Material:

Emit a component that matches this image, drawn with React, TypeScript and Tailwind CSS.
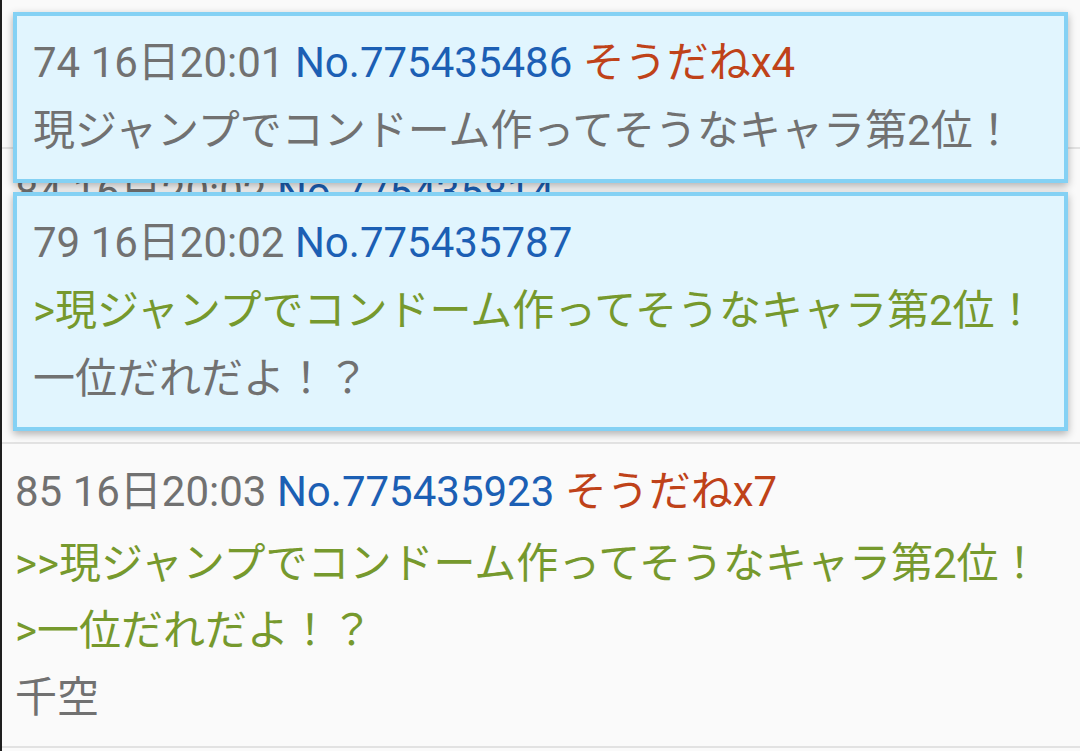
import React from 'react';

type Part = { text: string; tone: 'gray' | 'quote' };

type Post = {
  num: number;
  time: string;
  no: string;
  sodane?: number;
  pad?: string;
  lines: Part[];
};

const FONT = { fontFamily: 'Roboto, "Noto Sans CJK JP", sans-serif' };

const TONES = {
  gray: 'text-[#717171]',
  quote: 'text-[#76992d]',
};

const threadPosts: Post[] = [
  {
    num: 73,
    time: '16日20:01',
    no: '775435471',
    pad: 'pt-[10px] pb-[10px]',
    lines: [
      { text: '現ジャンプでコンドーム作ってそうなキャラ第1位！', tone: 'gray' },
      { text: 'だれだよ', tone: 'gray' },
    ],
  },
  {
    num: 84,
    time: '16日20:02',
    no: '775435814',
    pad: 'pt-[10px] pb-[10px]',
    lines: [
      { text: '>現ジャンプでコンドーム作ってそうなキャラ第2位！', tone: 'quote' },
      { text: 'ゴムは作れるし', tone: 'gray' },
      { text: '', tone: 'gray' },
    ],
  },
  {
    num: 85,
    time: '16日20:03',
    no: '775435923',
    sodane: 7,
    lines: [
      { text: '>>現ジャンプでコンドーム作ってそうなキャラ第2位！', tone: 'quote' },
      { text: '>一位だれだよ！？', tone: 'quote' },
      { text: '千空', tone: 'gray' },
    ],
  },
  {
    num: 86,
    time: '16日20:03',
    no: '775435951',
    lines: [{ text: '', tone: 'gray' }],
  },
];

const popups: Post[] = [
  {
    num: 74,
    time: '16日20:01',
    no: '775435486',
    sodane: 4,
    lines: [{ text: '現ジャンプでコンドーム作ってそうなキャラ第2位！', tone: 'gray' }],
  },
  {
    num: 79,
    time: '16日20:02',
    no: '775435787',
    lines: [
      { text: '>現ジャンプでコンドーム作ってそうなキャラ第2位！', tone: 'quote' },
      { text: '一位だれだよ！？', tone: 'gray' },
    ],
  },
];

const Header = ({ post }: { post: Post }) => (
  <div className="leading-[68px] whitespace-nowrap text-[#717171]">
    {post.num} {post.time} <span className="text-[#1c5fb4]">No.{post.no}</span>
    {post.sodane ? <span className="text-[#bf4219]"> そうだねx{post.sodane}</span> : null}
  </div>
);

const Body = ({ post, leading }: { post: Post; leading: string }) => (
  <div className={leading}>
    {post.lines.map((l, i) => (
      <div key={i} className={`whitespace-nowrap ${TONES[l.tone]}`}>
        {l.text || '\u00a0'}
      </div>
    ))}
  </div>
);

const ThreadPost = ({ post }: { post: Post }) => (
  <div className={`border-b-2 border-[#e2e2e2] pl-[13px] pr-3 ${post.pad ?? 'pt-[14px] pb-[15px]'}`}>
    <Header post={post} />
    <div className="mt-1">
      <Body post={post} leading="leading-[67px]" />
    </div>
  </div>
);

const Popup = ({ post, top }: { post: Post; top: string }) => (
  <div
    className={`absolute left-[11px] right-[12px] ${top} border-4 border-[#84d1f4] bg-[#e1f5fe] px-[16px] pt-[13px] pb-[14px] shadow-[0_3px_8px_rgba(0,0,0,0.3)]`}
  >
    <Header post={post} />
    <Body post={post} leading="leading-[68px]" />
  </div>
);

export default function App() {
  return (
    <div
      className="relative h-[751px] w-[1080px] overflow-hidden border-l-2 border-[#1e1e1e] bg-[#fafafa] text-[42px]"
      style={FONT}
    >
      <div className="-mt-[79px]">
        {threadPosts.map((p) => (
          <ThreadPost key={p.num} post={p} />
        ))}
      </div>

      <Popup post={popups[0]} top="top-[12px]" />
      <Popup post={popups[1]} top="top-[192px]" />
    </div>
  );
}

Problem:
Copy out each line of the data where the string "React" appears.

Result of the task:
Emit a component that matches this image, drawn with React, TypeScript and Tailwind CSS.
import React from 'react';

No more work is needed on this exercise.